What is asked: Retype every line from the start of the data down to and including the line with "import React from". Skip the pictures.

Collected material:

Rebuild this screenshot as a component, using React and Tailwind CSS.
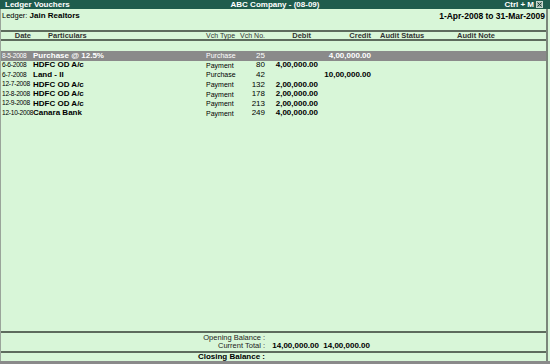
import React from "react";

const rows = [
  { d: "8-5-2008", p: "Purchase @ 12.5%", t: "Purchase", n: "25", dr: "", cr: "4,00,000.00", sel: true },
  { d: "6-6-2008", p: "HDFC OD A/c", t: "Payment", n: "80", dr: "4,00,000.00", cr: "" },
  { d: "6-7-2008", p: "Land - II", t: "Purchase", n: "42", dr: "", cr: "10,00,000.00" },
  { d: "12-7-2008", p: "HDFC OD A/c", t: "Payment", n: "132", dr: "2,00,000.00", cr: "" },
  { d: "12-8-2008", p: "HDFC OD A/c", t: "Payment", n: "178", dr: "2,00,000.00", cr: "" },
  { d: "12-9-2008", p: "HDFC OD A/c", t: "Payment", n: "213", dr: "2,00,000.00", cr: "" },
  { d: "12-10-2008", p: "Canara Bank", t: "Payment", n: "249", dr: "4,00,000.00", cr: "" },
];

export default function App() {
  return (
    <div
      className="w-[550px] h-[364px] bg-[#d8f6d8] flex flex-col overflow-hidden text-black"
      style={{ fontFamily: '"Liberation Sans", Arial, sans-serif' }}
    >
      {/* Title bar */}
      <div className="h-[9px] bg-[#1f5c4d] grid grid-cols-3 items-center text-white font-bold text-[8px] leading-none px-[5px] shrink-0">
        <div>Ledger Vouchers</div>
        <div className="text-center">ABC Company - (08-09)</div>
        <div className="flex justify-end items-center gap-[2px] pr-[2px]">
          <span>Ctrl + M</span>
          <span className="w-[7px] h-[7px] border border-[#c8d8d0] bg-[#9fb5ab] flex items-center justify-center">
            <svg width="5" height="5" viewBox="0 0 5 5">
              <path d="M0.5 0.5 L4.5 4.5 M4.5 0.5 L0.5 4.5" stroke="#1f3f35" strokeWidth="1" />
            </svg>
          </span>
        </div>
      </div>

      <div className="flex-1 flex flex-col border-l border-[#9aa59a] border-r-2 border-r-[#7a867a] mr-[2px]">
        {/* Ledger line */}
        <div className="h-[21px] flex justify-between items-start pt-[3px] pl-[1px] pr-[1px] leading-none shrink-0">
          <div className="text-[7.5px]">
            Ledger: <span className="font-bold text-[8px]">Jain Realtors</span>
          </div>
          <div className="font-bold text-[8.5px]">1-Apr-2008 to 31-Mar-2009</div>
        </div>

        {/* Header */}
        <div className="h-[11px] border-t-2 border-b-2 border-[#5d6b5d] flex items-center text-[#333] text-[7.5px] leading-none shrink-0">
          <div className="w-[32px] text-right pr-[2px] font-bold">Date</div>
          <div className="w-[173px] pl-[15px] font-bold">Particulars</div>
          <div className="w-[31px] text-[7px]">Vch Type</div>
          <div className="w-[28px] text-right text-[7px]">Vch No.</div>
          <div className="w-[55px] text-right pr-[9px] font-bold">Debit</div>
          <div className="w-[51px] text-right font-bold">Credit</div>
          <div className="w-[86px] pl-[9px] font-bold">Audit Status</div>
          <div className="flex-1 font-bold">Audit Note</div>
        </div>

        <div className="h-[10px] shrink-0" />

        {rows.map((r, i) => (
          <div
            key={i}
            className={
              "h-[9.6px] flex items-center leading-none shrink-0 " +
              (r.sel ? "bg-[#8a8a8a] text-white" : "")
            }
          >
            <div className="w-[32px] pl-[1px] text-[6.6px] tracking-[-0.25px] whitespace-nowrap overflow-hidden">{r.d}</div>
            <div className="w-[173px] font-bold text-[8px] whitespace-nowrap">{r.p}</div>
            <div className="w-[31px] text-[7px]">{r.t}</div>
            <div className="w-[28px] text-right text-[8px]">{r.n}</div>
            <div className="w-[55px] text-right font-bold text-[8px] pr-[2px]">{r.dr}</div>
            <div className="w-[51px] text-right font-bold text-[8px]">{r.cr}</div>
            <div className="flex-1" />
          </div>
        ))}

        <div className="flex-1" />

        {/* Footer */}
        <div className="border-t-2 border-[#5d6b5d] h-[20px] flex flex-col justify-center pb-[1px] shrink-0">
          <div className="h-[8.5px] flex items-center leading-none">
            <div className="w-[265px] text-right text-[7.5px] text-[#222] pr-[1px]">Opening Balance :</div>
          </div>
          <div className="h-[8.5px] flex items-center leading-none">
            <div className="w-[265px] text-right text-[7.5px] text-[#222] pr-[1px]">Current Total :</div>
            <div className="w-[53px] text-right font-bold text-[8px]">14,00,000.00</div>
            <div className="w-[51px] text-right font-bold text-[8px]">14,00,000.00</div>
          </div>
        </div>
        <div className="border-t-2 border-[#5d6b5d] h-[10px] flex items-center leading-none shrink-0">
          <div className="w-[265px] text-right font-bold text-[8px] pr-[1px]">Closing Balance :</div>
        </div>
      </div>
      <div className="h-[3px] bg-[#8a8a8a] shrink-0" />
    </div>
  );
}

The solution:
Rebuild this screenshot as a component, using React and Tailwind CSS.
import React from "react";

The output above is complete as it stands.